April 5, 2009
It looks like my complaining might’ve paid off, since HADOOP-5450 got committed on Friday, which has the fortunate consequence that Hadoop 0.21 won’t require any patching to make Dumbo work. Although having to apply a few patches is far from the end of the world, it might still be a show-stopper for some people, and using Dumbo on Cloudera’s distribution or Amazon’s Elastic MapReduce might only become feasible when Hadoop supports it “out of the box”.
I didn’t mean to suggest that Hadoop is a badly-organized open source project or anything like that, by the way. On the contrary, it’s far better organized than many of the other projects I’m familiar with. The only message I wanted to get across is that it would make sense to look for ways to get patches reviewed and committed more quickly. I heard some rumours about organizing commit fests, for instance, which sounds like a great potential solution to me.
March 11, 2009
I finally took the time to release Dumbo 0.21. All Java code is gone now, and the Python code got split up into submodules to make things more clear and maintainable. The installation of Dumbo itself is now very easy, but until Hadoop 0.21 gets released it requires a patched Hadoop, since it relies on HADOOP-1722 for replacing the functionality provided by the removed Java code.
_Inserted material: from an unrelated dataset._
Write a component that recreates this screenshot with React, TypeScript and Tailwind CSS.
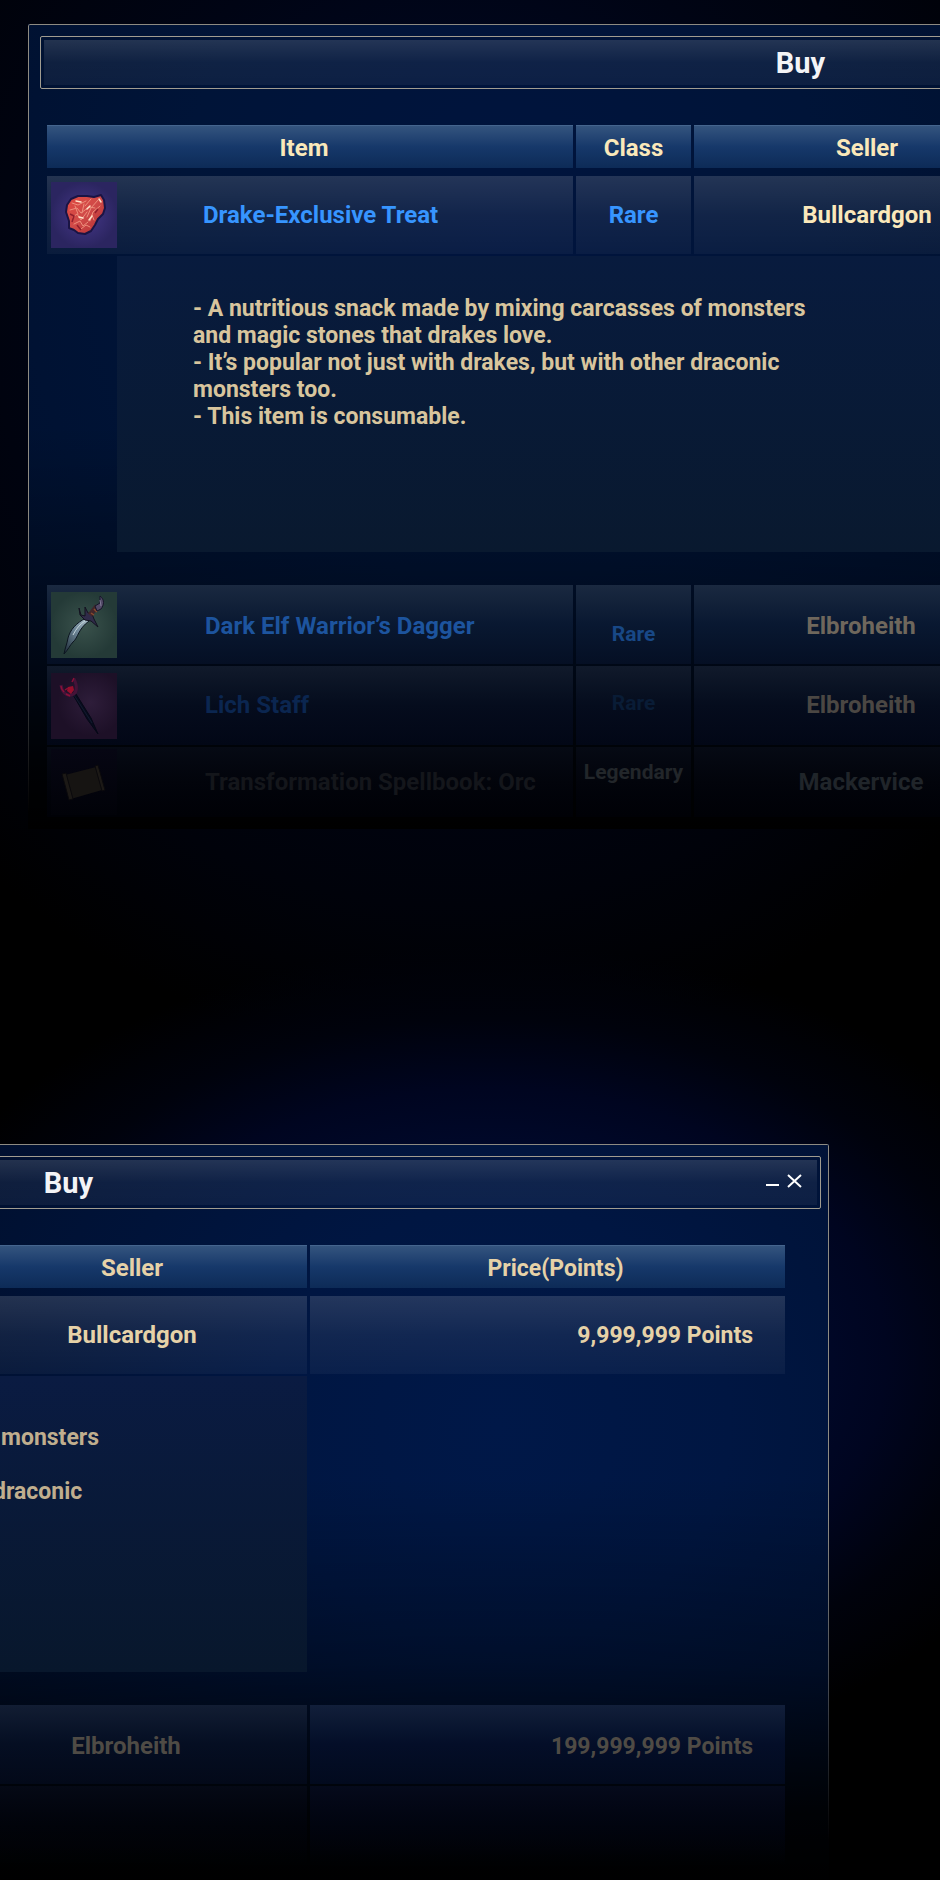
import type { ReactNode } from "react"
import clsx from "clsx"

const SHOP_ITEMS = [
  {
    id: "dagger",
    name: "Dark Elf Warrior’s Dagger",
    nameStyle: "text-[#1d549e] pt-1",
    rank: "Rare",
    rankStyle: "text-[#184886] pt-5",
    seller: "Elbroheith",
    sellerStyle: "text-[#6f675c] pt-1",
    cell: "h-[79px] from-[#1a2940] via-[#091831] to-[#050f24]",
    icon: <DaggerIcon />
  },
  {
    id: "staff",
    name: "Lich Staff",
    nameStyle: "text-[#0b2650]",
    rank: "Rare",
    rankStyle: "text-[#091c36] pb-1",
    seller: "Elbroheith",
    sellerStyle: "text-[#4b4743]",
    cell: "h-[79px] from-[#111a2b] via-[#050c1d] to-[#020716]",
    icon: <StaffIcon />
  },
  {
    id: "spellbook",
    name: "Transformation Spellbook: Orc",
    nameStyle: "text-[#14161b]",
    rank: "Legendary",
    rankStyle: "text-[#22262a] pb-5",
    seller: "Mackervice",
    sellerStyle: "text-[#20252a]",
    cell: "h-[70px] from-[#060a14] via-[#02040b] to-[#000106]",
    icon: <SpellbookIcon />
  }
]

const HEAD_CELL =
  "h-[43px] p-0 pt-0.5 font-bold border-t border-[#45658e] bg-linear-to-b from-[#34547e] via-[#16386a] to-[#0d2b57]"
const ITEM_CELL = "h-[78px] p-0 bg-linear-to-b from-white/14 via-white/7 to-white/4"
const DIM_CELL = "p-0 bg-linear-to-b"

function MeatIcon() {
  return (
    <svg viewBox="0 0 66 66" className="block size-[66px] shrink-0" aria-hidden="true">
      <defs>
        <radialGradient id="meat-bg">
          <stop offset="0" stopColor="#46388a" />
          <stop offset="1" stopColor="#2b2560" />
        </radialGradient>
        <linearGradient id="meat" x1="0" y1="0" x2="1" y2="1">
          <stop offset="0" stopColor="#e0483f" />
          <stop offset="0.5" stopColor="#d04a48" />
          <stop offset="1" stopColor="#b02b30" />
        </linearGradient>
      </defs>
      <rect width="66" height="66" fill="url(#meat-bg)" />
      <path
        d="M20 17 27 14 36 14 43 15 50 13 53 18 54 26 52 32 47 37 44 43 40 49 34 52 27 51 23 48 18 46 18 39 15 30 16 23Z"
        fill="url(#meat)"
        stroke="#1a1444"
        strokeWidth="2"
        strokeLinejoin="round"
      />
      <path
        d="M21 21l6 2 8-4M19 28l7-2 4 5 8-6 6 1M22 35l4-3 4 6 6-8M24 24l3 8M33 22l-2 9M40 17l-6 7M47 18l-7 8-4 9M49 24l-7 6-3 9M23 42l6-3 3 5 5-4M30 47l5-4 4 2M41 33l2 5"
        fill="none"
        stroke="#ee8f7c"
        strokeLinecap="round"
      />
      <path d="M25 19l5 1M36 27l3-3M28 35l4 1M38 38l3-4M48 17l2 3" stroke="#ffe0c8" strokeWidth="1.5" strokeLinecap="round" />
      <path d="M19 32l4 2-2 6M26 43l4 5M44 31l3-4" fill="none" stroke="#931f2c" strokeWidth="1.5" />
    </svg>
  )
}

function DaggerIcon() {
  return (
    <svg viewBox="0 0 66 66" className="block size-[66px] shrink-0" aria-hidden="true">
      <defs>
        <radialGradient id="dagger-bg">
          <stop offset="0" stopColor="#3a524c" />
          <stop offset="1" stopColor="#243a37" />
        </radialGradient>
        <linearGradient id="blade" x1="1" y1="0" x2="0" y2="1">
          <stop offset="0" stopColor="#b0c3cc" />
          <stop offset="0.45" stopColor="#6a8292" />
          <stop offset="1" stopColor="#1a2734" />
        </linearGradient>
      </defs>
      <rect width="66" height="66" fill="url(#dagger-bg)" />
      <path
        d="M35 26C25 31 19 38 17 46 16 52 14 56 13 62 17 58 19 53 22 50 27 46 27 37 38 29Z"
        fill="url(#blade)"
        stroke="#0c1520"
      />
      <path d="M34 29C29 32 25 37 22 43" fill="none" stroke="#c5d5da" />
      <path
        d="M28 16l2 7 4 1 0-9 3 6 4 1 2 5 4 8-7-6-6-1-5-5Z"
        fill="#302b49"
        stroke="#12121f"
        strokeLinejoin="round"
      />
      <path d="M39 23 46 14" stroke="#42262a" strokeWidth="5" />
      <path d="M40 21l3 2M43 17l3 3M45 14l3 2" stroke="#8a4a2e" strokeWidth="1.5" />
      <path d="M44 14 49 11 49 4C54 8 53 13 50 17L46 19Z" fill="#514966" stroke="#17152a" strokeLinejoin="round" />
      <path d="M49 8l1 6" stroke="#837b98" />
    </svg>
  )
}

function StaffIcon() {
  return (
    <svg viewBox="0 0 66 66" className="block size-[66px] shrink-0" aria-hidden="true">
      <defs>
        <radialGradient id="staff-bg" cx="0.6" cy="0.45">
          <stop offset="0" stopColor="#2e1d3a" />
          <stop offset="1" stopColor="#1d1027" />
        </radialGradient>
      </defs>
      <rect width="66" height="66" fill="url(#staff-bg)" />
      <path d="M21 20 25 21 40 45 47 61 36 46Z" fill="#080c1d" stroke="#050817" strokeLinejoin="round" />
      <path d="M23 22 41 50" stroke="#121b30" />
      <path d="M10 12C11 19 15 23 20 22 26 21 27 14 23 6" fill="none" stroke="#451338" strokeWidth="3" />
      <path d="M10 13c0 3 2 5 3 6M21 9l2-4M14 17l3-2M15 21l4 2" fill="none" stroke="#8a1038" strokeWidth="1.5" />
      <path d="M17 14l5-1 1 4-3 4-4-3Z" fill="#970f2c" />
    </svg>
  )
}

function SpellbookIcon() {
  return (
    <svg viewBox="0 0 66 66" className="block size-[66px] shrink-0" aria-hidden="true">
      <defs>
        <linearGradient id="spellbook-bg" x1="0" y1="0" x2="0" y2="1">
          <stop offset="0" stopColor="#060613" />
          <stop offset="1" stopColor="#010208" />
        </linearGradient>
      </defs>
      <rect width="66" height="66" fill="url(#spellbook-bg)" />
      <path d="M14 26 45 18 51 41 20 50Z" fill="#161412" />
      <path d="M11 25 15 24 22 50 18 51Z" fill="#1c1916" stroke="#0a090c" />
      <path d="M44 17 47 16 54 41 51 42Z" fill="#1c1916" stroke="#0a090c" />
    </svg>
  )
}

// Thin outline that dissolves towards the bottom of the window
function Frame({ className }: { className: string }) {
  return <div className={clsx("absolute inset-0 pointer-events-none border-t border-[#8e8b82]", className)} />
}

function TitleBar({ children }: { children?: ReactNode }) {
  return (
    <div className="relative w-[1513px] shrink-0 h-[53px] p-[3px] border border-[#a09c90] rounded-xs">
      <div className="relative h-full flex items-center justify-center pl-2 bg-linear-to-b from-white/14 via-white/6 to-white/5">
        <h2 className="text-[29px] leading-8 font-bold text-[#f4f4f6]">Buy</h2>
        {children}
      </div>
    </div>
  )
}

const App = () => {
  return (
    <main className="overflow-hidden bg-black bg-[radial-gradient(ellipse_65%_22%_at_52%_72%,#000f3c_0%,#000c34_35%,#000520_65%,#00020c_82%,transparent_100%),radial-gradient(ellipse_75%_40%_at_48%_16%,#000a2a_0%,#000414_50%,#00020a_80%,transparent_100%)] font-[Roboto,'Liberation_Sans',sans-serif] text-[24px] leading-[27px] font-bold">
      <section className="pt-6 pl-7 pb-[291px]">
        <div className="relative pl-3 pt-3 pb-2.5 bg-[linear-gradient(to_bottom,transparent_50%,rgb(0_0_0/0.35)_70%,rgb(0_0_0/0.9)_92%,black_100%),radial-gradient(ellipse_70%_90%_at_52%_25%,#00143e_0%,#001438_50%,#00102e_100%)]">
          <Frame className="border-l rounded-tl-xs mask-[linear-gradient(to_bottom,black_60%,transparent_98%)]" />
          <TitleBar />
          <table className="table-fixed w-[999px] ml-1 mt-[34px] border-separate border-spacing-x-[3px] border-spacing-y-0.5">
            <colgroup>
              <col className="w-[526px]" />
              <col className="w-[115px]" />
              <col className="w-[346px]" />
            </colgroup>
            <thead className="text-[#fae8ba]">
              <tr>
                <th className={clsx(HEAD_CELL, "pr-3")}>Item</th>
                <th className={HEAD_CELL}>Class</th>
                <th className={HEAD_CELL}>Seller</th>
              </tr>
            </thead>
            <tbody>
              <tr aria-hidden="true">
                <td colSpan={3} className="h-1 p-0" />
              </tr>
              <tr>
                <td className={ITEM_CELL}>
                  <div className="flex items-center gap-[86px] pl-1 text-[#3795ff]">
                    <MeatIcon />
                    Drake-Exclusive Treat
                  </div>
                </td>
                <td className={clsx(ITEM_CELL, "text-center text-[#3795ff]")}>Rare</td>
                <td className={clsx(ITEM_CELL, "text-center text-[#fae8ba]")}>Bullcardgon</td>
              </tr>
              <tr>
                <td colSpan={3} className="h-[296px] p-0 pl-[70px]">
                  <div className="h-full pt-[39px] pl-[76px] bg-linear-to-b from-[#081b3e] to-[#09192f] text-[23px] text-[#d8c59d]">
                    <p>- A nutritious snack made by mixing carcasses of monsters</p>
                    <p>and magic stones that drakes love.</p>
                    <p>- It’s popular not just with drakes, but with other draconic</p>
                    <p>monsters too.</p>
                    <p>- This item is consumable.</p>
                  </div>
                </td>
              </tr>
              <tr aria-hidden="true">
                <td colSpan={3} className="h-[29px] p-0" />
              </tr>
              {SHOP_ITEMS.map((item) => {
                return (
                  <tr key={item.id}>
                    <td className={clsx(DIM_CELL, item.cell)}>
                      <div className="flex items-center gap-[88px] pl-1">
                        {item.icon}
                        <span className={item.nameStyle}>{item.name}</span>
                      </div>
                    </td>
                    <td className={clsx(DIM_CELL, item.cell)}>
                      <div className={clsx("text-center text-[21px]", item.rankStyle)}>{item.rank}</div>
                    </td>
                    <td className={clsx(DIM_CELL, item.cell)}>
                      <div className={clsx("text-center pr-3", item.sellerStyle)}>{item.seller}</div>
                    </td>
                  </tr>
                )
              })}
            </tbody>
          </table>
        </div>
      </section>

      <section className="pt-6 pr-[111px]">
        <div className="relative flex flex-col items-end pr-2 pt-3 pb-5 bg-[linear-gradient(to_bottom,transparent_45%,rgb(0_0_0/0.35)_70%,rgb(0_0_0/0.9)_90%,black_100%),radial-gradient(ellipse_70%_75%_at_60%_38%,#001848_0%,#001642_40%,#001030_100%)]">
          <Frame className="border-r rounded-tr-xs mask-[linear-gradient(to_bottom,black_50%,transparent_94%)]" />
          <TitleBar>
            <div className="absolute right-3 top-2.5 flex gap-0.5 text-white">
              <button type="button" aria-label="Minimize" className="size-5 flex items-center justify-center">
                <svg viewBox="0 0 20 20" className="size-5" stroke="currentColor" strokeWidth="2">
                  <path d="M3 15h13" />
                </svg>
              </button>
              <button type="button" aria-label="Close" className="size-5 flex items-center justify-center">
                <svg viewBox="0 0 20 20" className="size-5" stroke="currentColor" strokeWidth="2">
                  <path d="M3 5l13 12M16 5L3 17" />
                </svg>
              </button>
            </div>
          </TitleBar>
          <table className="table-fixed w-[830px] mr-[33px] mt-[34px] border-separate border-spacing-x-[3px] border-spacing-y-0.5">
            <colgroup>
              <col className="w-[346px]" />
              <col className="w-[475px]" />
            </colgroup>
            <thead className="text-[#e6d2a8]">
              <tr>
                <th className={HEAD_CELL}>
                  <div className="pr-1">Seller</div>
                </th>
                <th className={clsx(HEAD_CELL, "pl-4 text-[23px]")}>Price(Points)</th>
              </tr>
            </thead>
            <tbody>
              <tr aria-hidden="true">
                <td colSpan={2} className="h-1 p-0" />
              </tr>
              <tr className="text-[#e6d2a8]">
                <td className={clsx(ITEM_CELL, "text-center")}>
                  <div className="pr-1">Bullcardgon</div>
                </td>
                <td className={clsx(ITEM_CELL, "text-right text-[23px]")}>
                  <div className="pr-8">9,999,999 Points</div>
                </td>
              </tr>
              <tr>
                <td className="h-[296px] p-0">
                  <div className="h-full pt-12 pl-8 bg-linear-to-b from-[#0a1b42] to-[#08172c] text-[23px] text-[#c0ae8e]">
                    <p className="pl-2">monsters</p>
                    <p className="pt-[27px]">draconic</p>
                  </div>
                </td>
                <td />
              </tr>
              <tr aria-hidden="true">
                <td colSpan={2} className="h-[29px] p-0" />
              </tr>
              <tr className="text-[#4f4b45]">
                <td className={clsx(DIM_CELL, "h-[79px] text-center from-[#121d33] via-[#050e22] to-[#030919]")}>
                  <div className="pr-4 pt-1">Elbroheith</div>
                </td>
                <td className={clsx(DIM_CELL, "h-[79px] text-right text-[23px] from-[#121f3a] via-[#040e28] to-[#020a1e]")}>
                  <div className="pr-8 pt-1">199,999,999 Points</div>
                </td>
              </tr>
              <tr aria-hidden="true">
                <td className={clsx(DIM_CELL, "h-[79px] from-[#050915] via-[#01030a] to-transparent")} />
                <td className={clsx(DIM_CELL, "h-[79px] from-[#050a1b] via-[#01040f] to-transparent")} />
              </tr>
            </tbody>
          </table>
        </div>
      </section>
    </main>
  )
}

export default App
Thanks to Daniel Lescohier, the typedbytes Python module — which is now a required dependency for Dumbo — also had its version number increased. Version 0.3 of this module incorporates various improvements and optimizations, but one of these improvements requires another patch to be applied to Hadoop, unfortunately.
So, for now, you have to apply the patches from both HADOOP-1722 and HADOOP-5450 in order to be able to use the latest Dumbo offerings, but this minor annoyance will hopefully be remedied by Hadoop 0.21, since the plan is to get HADOOP-5450 in Hadoop 0.21, just like HADOOP-1722.